I also don't see why the top mosfets are p channel wired in reverse.
The more I think about the topology the more I don't understand.
Can someone explain this to me?


Here is a pic of my spice file:

Best Answer

You just have to treat the MOSFETs as switches. Whatever voltage exists between the power supply and the signal driver on the left is imposed across the primary of the transformer, first one way and then the other, just like any other H-bridge.

This creates an AM signal, in which the amplitude is controlled by the signal, and the square wave "carrier" is created by the MOSFET driver circuit.

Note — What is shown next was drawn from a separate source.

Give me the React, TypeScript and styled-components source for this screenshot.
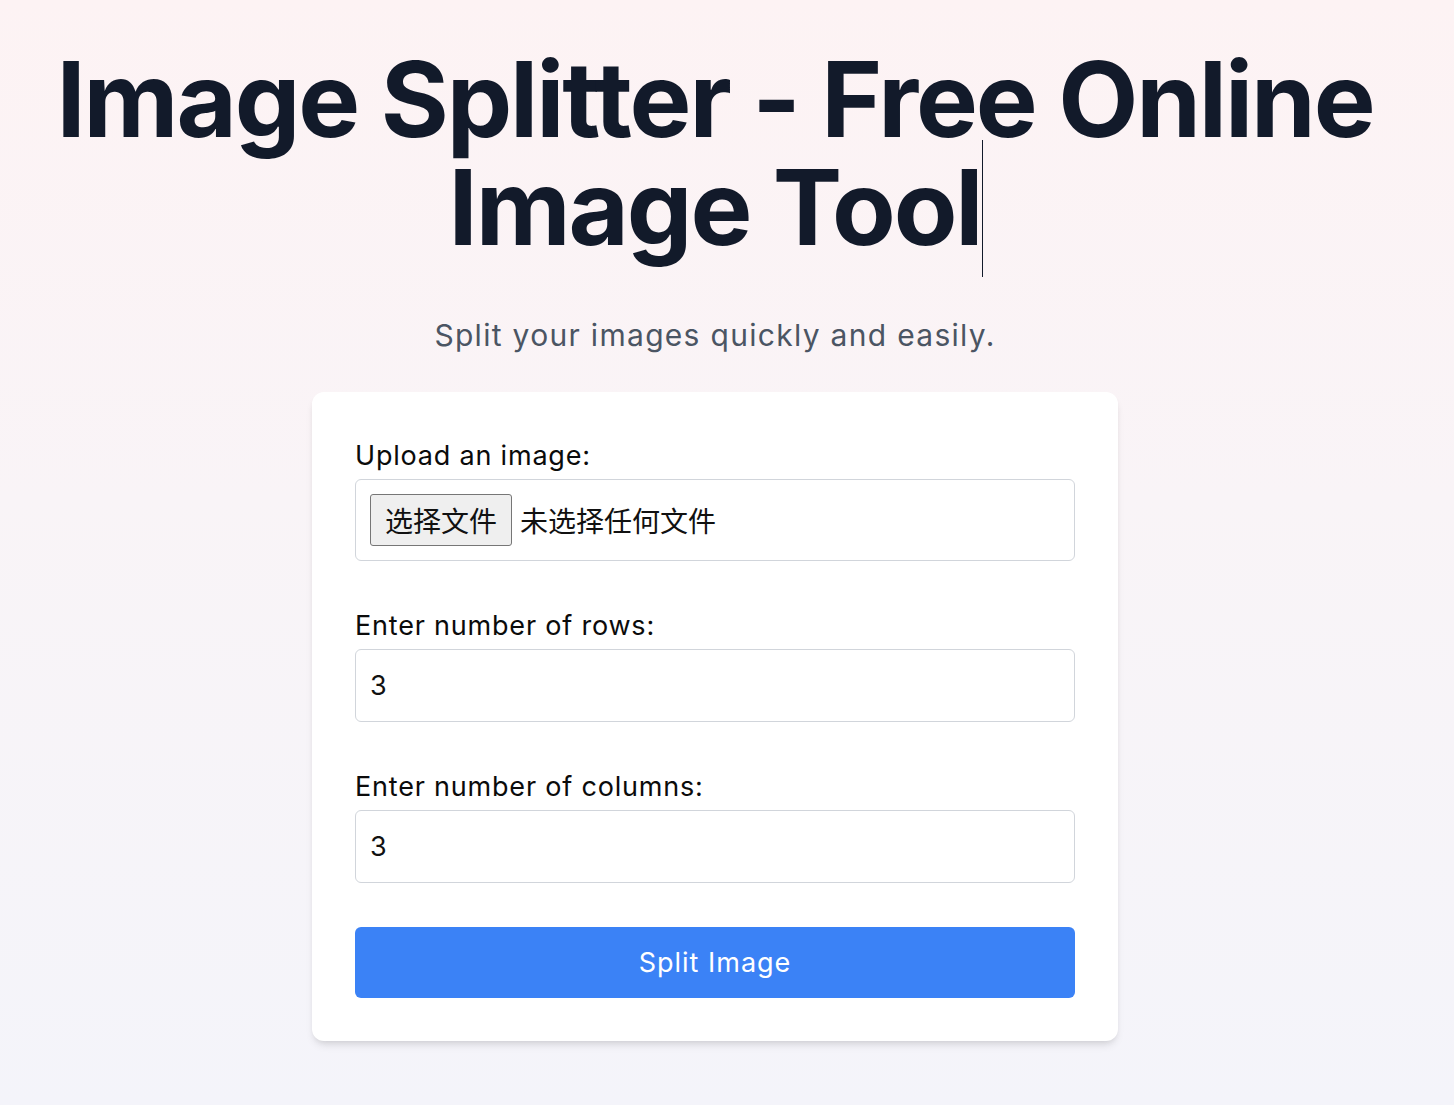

On the right side, the switches (MOSFETs) are driven synchronously with the ones on the left (the exact synchronization mechanism is left as an exercise for the reader!), and this has the effect of full-wave rectifying the AM signal on the transformer secondary, which produces a replica of the waveform of the original analog driver signal. A little low-pass filtering will remove any remnants of the carrier frequency.

So, the FET driver circuit on each side must produce gate waveforms that switch the MOSFETs between fully off and fully on in the correct pattern, and the switching on both the "transmit" and "receive" sides must be synchronized.